Par un arrêt du 24 octobre 2023, publié au Recueil, le Conseil d’Etat est venu préciser les conséquences d’une majoration illégale du délai d’instruction sur la naissance d’un permis de construire tacite.

Tout d’abord, s’alignant sur sa récente décision Commune de Saint-Herblain (CE Section, 9 décembre 2022, req. n° 454521, publié au Recueil), le Conseil d’Etat juge qu’à l’expiration du délai d’instruction tel qu’il résulte de l’application des dispositions du chapitre III du titre II du livre IV du code de l’urbanisme relatives à l’instruction des déclarations préalables, des demandes de permis de construire, d’aménager ou de démolir, naît une décision de non-opposition à déclaration préalable ou un permis tacite. De sorte qu’une modification du délai d’instruction notifiée après l’expiration du délai d’un mois prévu à l’article R. 423-18 de ce code de l’urbanisme ou qui, bien que notifiée dans ce délai, ne serait pas motivée par l’une des hypothèses de majoration prévues aux articles R. 423-24 à R.423-33 du même code, n’a pas pour effet de modifier le délai d’instruction de droit commun à l’issue duquel naît un permis tacite ou une décision de non-opposition à déclaration préalable.

La majoration illégale du délai d’instruction d’un permis de construire ou d’une déclaration préalable ne fait donc pas obstacle à la naissance d’une autorisation tacite une fois les délais légaux prévus par le code de l’urbanisme expirés. 
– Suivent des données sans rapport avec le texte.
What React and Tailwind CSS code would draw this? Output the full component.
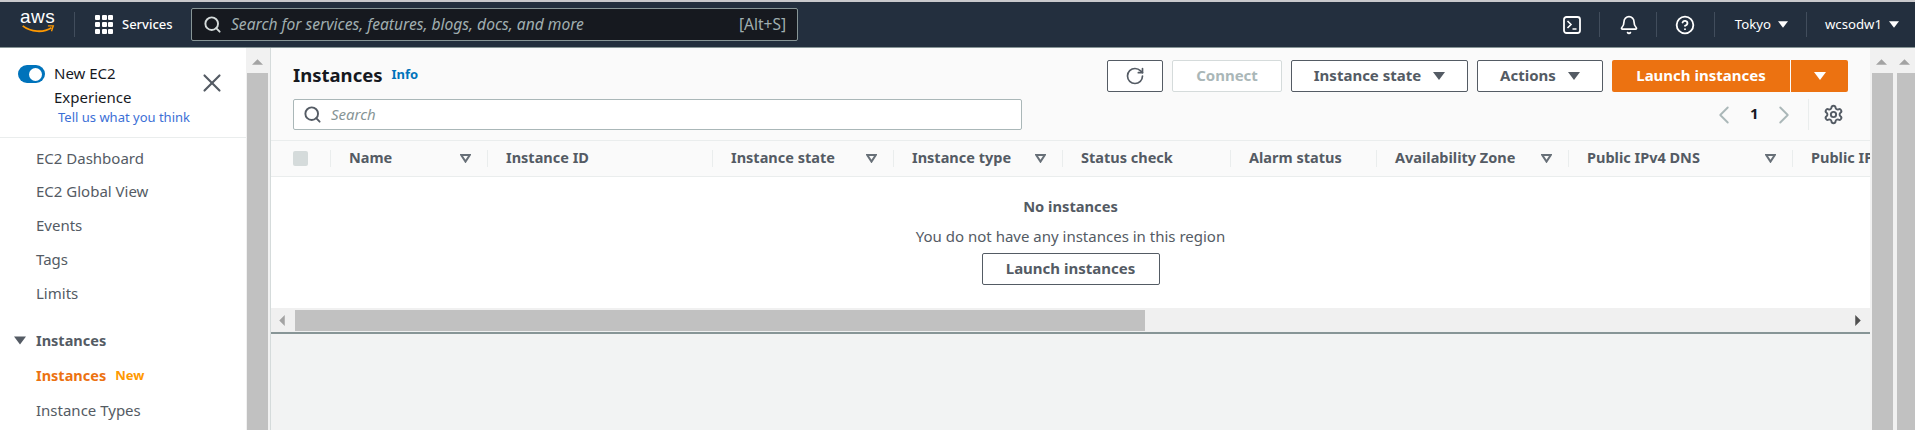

Cela étant, dans la lignée de la jurisprudence Saint-Herblain, le Conseil d’Etat refuse ensuite de contrôler le bien-fondé de la prolongation du délai d’instruction eu égard au projet en cause, dès lors qu’elle est in fine sans incidence sur la légalité de la décision attaquée. Par suite, quand bien même elle serait en réalité mal fondée, la prolongation du délai d’instruction d’une demande d’autorisation d’urbanisme qui est motivée par l’une des hypothèses de majoration du délai d’instruction prévu par le code de l’urbanisme et qui n’est pas tardive, ne saurait avoir pour effet de rendre le pétitionnaire titulaire d’une décision de permis de construire tacite à l’issue du délai légalement applicable. C’est précisément ce qui avait été jugé en appel par la Cour administrative d’appel de Marseille. Pour éviter toute stratégie manifestement dilatoire, la Haute juridiction exige néanmoins que l’autorité instructrice puisse établir, en cas de majoration du délai d’instruction, qu’elle a bien procédé à la consultation ou mis en œuvre la procédure ayant motivé cette majoration.

Enfin, abandonnant une jurisprudence ancienne (CE, 22 octobre 1982, Société Sobeprim, req. n° 12522, publié au Recueil), le Conseil d’Etat juge que la lettre adressée par le service instructeur au pétitionnaire, majorant le délai d’instruction au-delà des possibilités légales, n’est pas une décision faisant grief, susceptible de faire l’objet d’un recours pour excès de pouvoir ; et que son illégalité ne peut pas être utilement soulevée par voie d’exception, à l’occasion du recours dirigé contre la décision de refus de permis de construire, qui ne trouve pas sa base légale dans cette lettre et n’est pas prise pour son application.

CE, 24 octobre 2023, Commune d’Aix-en-Provence, req. n° 462511, publié au Recueil.